Understanding this rubric helps tailor your application. Provide concise metrics in each category—monthly recurring revenue, churn, Net Promoter Score, headcount, or social impact indicators.
Sample implementation roadmap
Founders often structure the $150K grant around a six-month plan:
- Months 1–2: Hire critical roles (e.g., senior engineer, growth marketer) and finalize product roadmap.
- Months 3–4: Launch targeted customer acquisition campaigns leveraging Google Ads and YouTube; measure CAC payback and optimize landing pages with Google Optimize.
- Months 5–6: Expand sales pipeline through partnership outreach and conference appearances; prepare investor updates and case studies.

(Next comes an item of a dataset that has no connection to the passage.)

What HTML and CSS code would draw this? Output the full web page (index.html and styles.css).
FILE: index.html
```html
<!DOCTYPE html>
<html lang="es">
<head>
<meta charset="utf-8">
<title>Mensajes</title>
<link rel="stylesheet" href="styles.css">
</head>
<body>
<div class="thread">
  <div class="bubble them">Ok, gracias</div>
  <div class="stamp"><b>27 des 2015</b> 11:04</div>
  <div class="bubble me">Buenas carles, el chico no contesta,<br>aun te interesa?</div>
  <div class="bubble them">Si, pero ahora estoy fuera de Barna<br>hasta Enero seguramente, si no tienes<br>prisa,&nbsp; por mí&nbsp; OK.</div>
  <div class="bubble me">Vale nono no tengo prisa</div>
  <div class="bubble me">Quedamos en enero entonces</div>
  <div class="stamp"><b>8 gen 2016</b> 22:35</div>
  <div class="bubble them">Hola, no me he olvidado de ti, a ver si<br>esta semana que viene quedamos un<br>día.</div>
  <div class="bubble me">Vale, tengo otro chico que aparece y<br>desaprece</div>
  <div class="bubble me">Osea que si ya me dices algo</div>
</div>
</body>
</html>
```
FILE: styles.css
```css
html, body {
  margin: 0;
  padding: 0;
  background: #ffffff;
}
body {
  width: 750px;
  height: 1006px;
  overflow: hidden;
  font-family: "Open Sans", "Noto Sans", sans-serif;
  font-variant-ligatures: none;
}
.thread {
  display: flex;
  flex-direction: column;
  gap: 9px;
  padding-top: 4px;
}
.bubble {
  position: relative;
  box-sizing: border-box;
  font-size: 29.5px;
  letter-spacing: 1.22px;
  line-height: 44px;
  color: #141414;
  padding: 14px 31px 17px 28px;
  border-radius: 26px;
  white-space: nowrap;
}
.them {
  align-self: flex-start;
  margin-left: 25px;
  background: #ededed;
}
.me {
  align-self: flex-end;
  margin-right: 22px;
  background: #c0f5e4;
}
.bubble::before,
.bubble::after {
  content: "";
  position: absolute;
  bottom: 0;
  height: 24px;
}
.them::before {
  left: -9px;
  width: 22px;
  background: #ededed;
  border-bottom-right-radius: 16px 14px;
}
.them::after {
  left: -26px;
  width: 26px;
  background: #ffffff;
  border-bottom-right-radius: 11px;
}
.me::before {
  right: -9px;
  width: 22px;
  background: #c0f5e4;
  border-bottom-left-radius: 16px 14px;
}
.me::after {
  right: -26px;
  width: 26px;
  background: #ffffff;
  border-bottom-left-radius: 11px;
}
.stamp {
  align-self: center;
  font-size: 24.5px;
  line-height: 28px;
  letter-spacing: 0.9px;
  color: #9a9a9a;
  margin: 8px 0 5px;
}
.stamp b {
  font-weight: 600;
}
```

Documenting a timeline shows reviewers that you will deploy capital responsibly and hit measurable milestones.
Compliance and reporting
Recipients submit quarterly updates summarizing:
- Revenue, user, or impact metrics.
- How grant funds and credits were used.
- Highlights, challenges, and resource requests.
- Upcoming goals and support needed from Google mentors.
Timely reporting keeps you eligible for future Google programs and alumni opportunities. Maintain dashboards in tools like Looker Studio to streamline reporting.